# Your goal
Return each line of the data below exactly, omitting any pictures.

# Information supplied
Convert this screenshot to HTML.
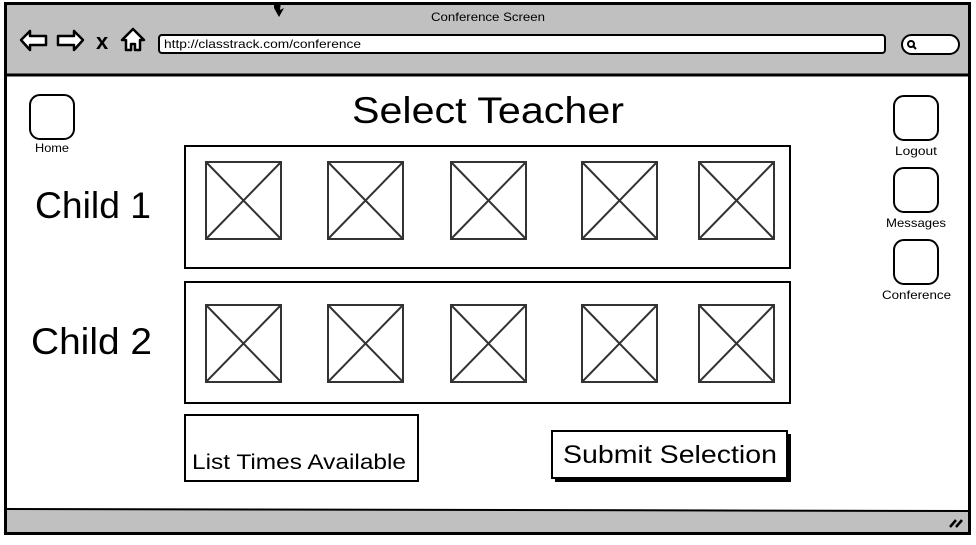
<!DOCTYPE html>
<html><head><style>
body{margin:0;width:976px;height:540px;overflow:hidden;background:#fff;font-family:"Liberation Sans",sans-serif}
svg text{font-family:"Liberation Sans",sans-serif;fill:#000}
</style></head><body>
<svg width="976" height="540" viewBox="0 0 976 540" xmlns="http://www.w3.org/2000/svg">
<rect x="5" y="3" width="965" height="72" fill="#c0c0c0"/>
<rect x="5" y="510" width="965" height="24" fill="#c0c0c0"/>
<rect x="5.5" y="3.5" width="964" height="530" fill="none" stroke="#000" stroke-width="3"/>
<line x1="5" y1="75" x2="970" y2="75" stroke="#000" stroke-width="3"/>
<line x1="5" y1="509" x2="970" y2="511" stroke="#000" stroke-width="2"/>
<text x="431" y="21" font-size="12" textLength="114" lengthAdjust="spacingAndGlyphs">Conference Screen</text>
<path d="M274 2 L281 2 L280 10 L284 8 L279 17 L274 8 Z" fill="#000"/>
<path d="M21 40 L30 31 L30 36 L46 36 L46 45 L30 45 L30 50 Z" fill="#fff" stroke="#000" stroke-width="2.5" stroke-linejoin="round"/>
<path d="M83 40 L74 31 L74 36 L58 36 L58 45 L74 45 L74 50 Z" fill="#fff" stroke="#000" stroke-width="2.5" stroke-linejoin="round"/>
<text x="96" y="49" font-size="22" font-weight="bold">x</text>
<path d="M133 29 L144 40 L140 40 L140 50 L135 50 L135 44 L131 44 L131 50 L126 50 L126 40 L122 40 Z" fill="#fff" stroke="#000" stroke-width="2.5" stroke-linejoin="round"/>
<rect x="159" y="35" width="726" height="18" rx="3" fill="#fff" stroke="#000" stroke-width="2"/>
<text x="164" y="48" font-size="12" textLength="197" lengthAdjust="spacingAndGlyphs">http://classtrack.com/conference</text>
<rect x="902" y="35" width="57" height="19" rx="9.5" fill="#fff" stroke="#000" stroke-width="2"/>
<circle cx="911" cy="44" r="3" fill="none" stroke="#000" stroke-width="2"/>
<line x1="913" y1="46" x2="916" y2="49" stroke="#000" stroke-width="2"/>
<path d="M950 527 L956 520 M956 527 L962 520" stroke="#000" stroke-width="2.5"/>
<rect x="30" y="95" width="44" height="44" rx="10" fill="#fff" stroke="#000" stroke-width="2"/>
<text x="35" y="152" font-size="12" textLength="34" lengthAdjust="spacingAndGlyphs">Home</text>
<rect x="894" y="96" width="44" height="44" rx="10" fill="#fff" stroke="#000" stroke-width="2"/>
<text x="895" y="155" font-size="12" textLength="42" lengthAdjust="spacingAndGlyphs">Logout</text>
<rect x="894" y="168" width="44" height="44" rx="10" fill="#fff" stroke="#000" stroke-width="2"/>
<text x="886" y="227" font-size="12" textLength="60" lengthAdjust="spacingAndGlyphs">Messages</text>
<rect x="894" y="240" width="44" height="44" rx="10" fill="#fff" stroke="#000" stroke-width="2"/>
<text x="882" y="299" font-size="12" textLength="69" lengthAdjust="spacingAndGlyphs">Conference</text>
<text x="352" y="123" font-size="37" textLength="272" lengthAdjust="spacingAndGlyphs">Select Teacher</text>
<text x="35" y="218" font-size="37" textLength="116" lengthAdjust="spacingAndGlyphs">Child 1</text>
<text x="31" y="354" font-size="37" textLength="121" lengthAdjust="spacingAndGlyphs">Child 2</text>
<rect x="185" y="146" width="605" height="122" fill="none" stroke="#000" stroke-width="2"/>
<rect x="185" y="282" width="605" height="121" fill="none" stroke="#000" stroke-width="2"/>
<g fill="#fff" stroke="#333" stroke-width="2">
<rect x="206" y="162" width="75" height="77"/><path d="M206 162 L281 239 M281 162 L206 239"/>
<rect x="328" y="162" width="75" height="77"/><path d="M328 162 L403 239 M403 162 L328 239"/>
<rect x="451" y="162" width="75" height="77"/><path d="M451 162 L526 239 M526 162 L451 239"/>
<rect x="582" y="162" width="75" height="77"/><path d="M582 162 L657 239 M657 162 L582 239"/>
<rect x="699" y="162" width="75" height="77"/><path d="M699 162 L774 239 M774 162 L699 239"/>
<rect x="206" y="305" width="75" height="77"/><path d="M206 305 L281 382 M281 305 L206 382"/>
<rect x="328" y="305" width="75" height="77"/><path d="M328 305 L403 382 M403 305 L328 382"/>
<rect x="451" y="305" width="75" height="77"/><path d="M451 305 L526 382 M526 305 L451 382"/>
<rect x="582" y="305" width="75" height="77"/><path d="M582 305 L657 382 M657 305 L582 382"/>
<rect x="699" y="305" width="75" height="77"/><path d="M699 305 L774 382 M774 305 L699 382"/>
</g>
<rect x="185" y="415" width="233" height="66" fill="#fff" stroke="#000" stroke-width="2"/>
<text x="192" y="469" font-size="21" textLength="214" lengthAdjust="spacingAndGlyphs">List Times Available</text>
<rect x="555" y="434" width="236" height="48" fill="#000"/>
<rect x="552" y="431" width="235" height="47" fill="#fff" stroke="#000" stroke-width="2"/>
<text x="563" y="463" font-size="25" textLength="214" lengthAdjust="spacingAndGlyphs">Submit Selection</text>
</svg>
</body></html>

# Finished exercise
Convert this screenshot to HTML.
<!DOCTYPE html>
<html><head><style>
body{margin:0;width:976px;height:540px;overflow:hidden;background:#fff;font-family:"Liberation Sans",sans-serif}
svg text{font-family:"Liberation Sans",sans-serif;fill:#000}
</style></head><body>
<svg width="976" height="540" viewBox="0 0 976 540" xmlns="http://www.w3.org/2000/svg">
<rect x="5" y="3" width="965" height="72" fill="#c0c0c0"/>
<rect x="5" y="510" width="965" height="24" fill="#c0c0c0"/>
<rect x="5.5" y="3.5" width="964" height="530" fill="none" stroke="#000" stroke-width="3"/>
<line x1="5" y1="75" x2="970" y2="75" stroke="#000" stroke-width="3"/>
<line x1="5" y1="509" x2="970" y2="511" stroke="#000" stroke-width="2"/>
<text x="431" y="21" font-size="12" textLength="114" lengthAdjust="spacingAndGlyphs">Conference Screen</text>
<path d="M274 2 L281 2 L280 10 L284 8 L279 17 L274 8 Z" fill="#000"/>
<path d="M21 40 L30 31 L30 36 L46 36 L46 45 L30 45 L30 50 Z" fill="#fff" stroke="#000" stroke-width="2.5" stroke-linejoin="round"/>
<path d="M83 40 L74 31 L74 36 L58 36 L58 45 L74 45 L74 50 Z" fill="#fff" stroke="#000" stroke-width="2.5" stroke-linejoin="round"/>
<text x="96" y="49" font-size="22" font-weight="bold">x</text>
<path d="M133 29 L144 40 L140 40 L140 50 L135 50 L135 44 L131 44 L131 50 L126 50 L126 40 L122 40 Z" fill="#fff" stroke="#000" stroke-width="2.5" stroke-linejoin="round"/>
<rect x="159" y="35" width="726" height="18" rx="3" fill="#fff" stroke="#000" stroke-width="2"/>
<text x="164" y="48" font-size="12" textLength="197" lengthAdjust="spacingAndGlyphs">http://classtrack.com/conference</text>
<rect x="902" y="35" width="57" height="19" rx="9.5" fill="#fff" stroke="#000" stroke-width="2"/>
<circle cx="911" cy="44" r="3" fill="none" stroke="#000" stroke-width="2"/>
<line x1="913" y1="46" x2="916" y2="49" stroke="#000" stroke-width="2"/>
<path d="M950 527 L956 520 M956 527 L962 520" stroke="#000" stroke-width="2.5"/>
<rect x="30" y="95" width="44" height="44" rx="10" fill="#fff" stroke="#000" stroke-width="2"/>
<text x="35" y="152" font-size="12" textLength="34" lengthAdjust="spacingAndGlyphs">Home</text>
<rect x="894" y="96" width="44" height="44" rx="10" fill="#fff" stroke="#000" stroke-width="2"/>
<text x="895" y="155" font-size="12" textLength="42" lengthAdjust="spacingAndGlyphs">Logout</text>
<rect x="894" y="168" width="44" height="44" rx="10" fill="#fff" stroke="#000" stroke-width="2"/>
<text x="886" y="227" font-size="12" textLength="60" lengthAdjust="spacingAndGlyphs">Messages</text>
<rect x="894" y="240" width="44" height="44" rx="10" fill="#fff" stroke="#000" stroke-width="2"/>
<text x="882" y="299" font-size="12" textLength="69" lengthAdjust="spacingAndGlyphs">Conference</text>
<text x="352" y="123" font-size="37" textLength="272" lengthAdjust="spacingAndGlyphs">Select Teacher</text>
<text x="35" y="218" font-size="37" textLength="116" lengthAdjust="spacingAndGlyphs">Child 1</text>
<text x="31" y="354" font-size="37" textLength="121" lengthAdjust="spacingAndGlyphs">Child 2</text>
<rect x="185" y="146" width="605" height="122" fill="none" stroke="#000" stroke-width="2"/>
<rect x="185" y="282" width="605" height="121" fill="none" stroke="#000" stroke-width="2"/>
<g fill="#fff" stroke="#333" stroke-width="2">
<rect x="206" y="162" width="75" height="77"/><path d="M206 162 L281 239 M281 162 L206 239"/>
<rect x="328" y="162" width="75" height="77"/><path d="M328 162 L403 239 M403 162 L328 239"/>
<rect x="451" y="162" width="75" height="77"/><path d="M451 162 L526 239 M526 162 L451 239"/>
<rect x="582" y="162" width="75" height="77"/><path d="M582 162 L657 239 M657 162 L582 239"/>
<rect x="699" y="162" width="75" height="77"/><path d="M699 162 L774 239 M774 162 L699 239"/>
<rect x="206" y="305" width="75" height="77"/><path d="M206 305 L281 382 M281 305 L206 382"/>
<rect x="328" y="305" width="75" height="77"/><path d="M328 305 L403 382 M403 305 L328 382"/>
<rect x="451" y="305" width="75" height="77"/><path d="M451 305 L526 382 M526 305 L451 382"/>
<rect x="582" y="305" width="75" height="77"/><path d="M582 305 L657 382 M657 305 L582 382"/>
<rect x="699" y="305" width="75" height="77"/><path d="M699 305 L774 382 M774 305 L699 382"/>
</g>
<rect x="185" y="415" width="233" height="66" fill="#fff" stroke="#000" stroke-width="2"/>
<text x="192" y="469" font-size="21" textLength="214" lengthAdjust="spacingAndGlyphs">List Times Available</text>
<rect x="555" y="434" width="236" height="48" fill="#000"/>
<rect x="552" y="431" width="235" height="47" fill="#fff" stroke="#000" stroke-width="2"/>
<text x="563" y="463" font-size="25" textLength="214" lengthAdjust="spacingAndGlyphs">Submit Selection</text>
</svg>
</body></html>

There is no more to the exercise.